Sintesi della poetica esistenziale di Lucio Dalla è Quale allegria, brano pubblicato dal cantautore bolognese in Com’è profondo il mare del 1977, dalle dolci atmosfere musicali contrapposte alla disillusione delle parole del testo: il nostro passaggio terreno è caratterizzato da vari eventi, gioiosi o dolorosi, soddisfacenti o deludenti, ma forse senza un vero e proprio senso, senza mai raggiungere un equilibrio di pace o un motivo per sentirsi definitivamente contenti di ciò che si vive; in tale dimensione artistica Luca è a proprio agio, dimostrando ancora una volta una certa affinità al desiderio di riflessione e di analisi del nostro vissuto (tema riscontrato in molte delle sue produzioni del passato, come Ci stiamo sbagliando e Ci vuole un fisico bestiale).

I punti più forti dell’album sono le eccezionali cover di due assoluti capolavori della musica italiana: Carboni rende omaggio all’artisticità unica e controcorrente di Enzo Jannacci e Francesco Guccini.

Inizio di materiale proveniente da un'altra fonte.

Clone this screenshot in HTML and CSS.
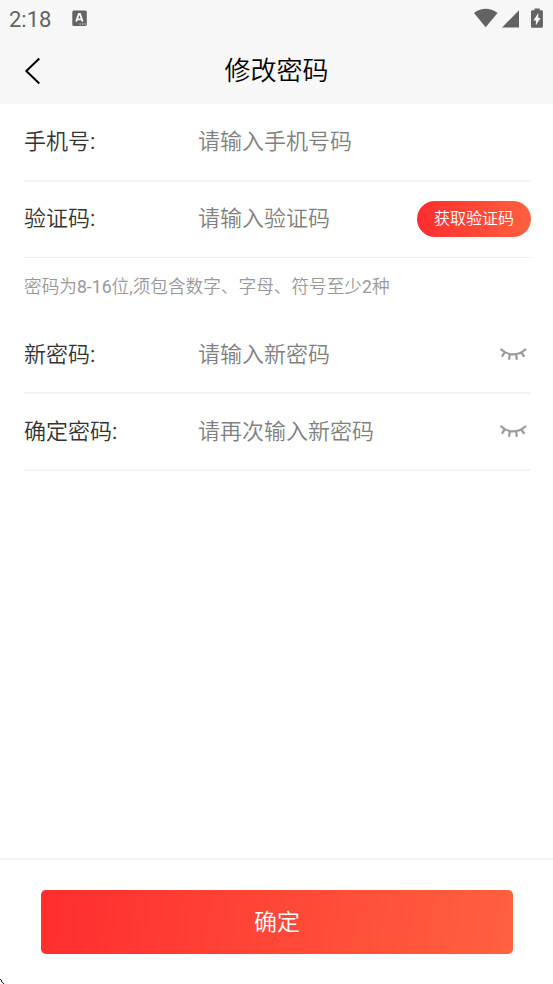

Dal repertorio del musicista milanese il cantante riprende magistralmente Vincenzina e la fabbrica, drammatica descrizione della vita di un’operaia sospesa tra fatica, dolore, solitudine e alienazione che colpisce la sensibilità degli ascoltatori grazie al linguaggio estremamente provinciale e popolare, mentre dello stimato conterraneo Carboni propone L’avvelenata, canzone scelta per chiudere brillantemente Musiche ribelli, l’ ironico sfogo di un cantante travolto dalle critiche del pubblico, dei giornalisti, danneggiato dalla popolarità, ma che esprime il desiderio di voler continuare a fare musica, certo che “ho tante cose ancora da raccontare/ per chi vuole ascoltare/ e a culo tutto il resto”. In quest’ultimo rifacimento ritorna la vena rock di Luca Carboni, spesso poco sfruttata dall’artista nella sua gloriosa carriera, ma indubbiamente piacevole da riscontrare nelle sue produzioni.

Un lavoro apprezzabile e degno del nome di uno dei cantautori più amati e seguiti della scena musicale del BelPaese, un progetto che mantiene alta la bandiera della buona musica italiana, offrendo parte del suo meglio e riportandone alla luce le indispensabili e indimenticabili radici artistiche.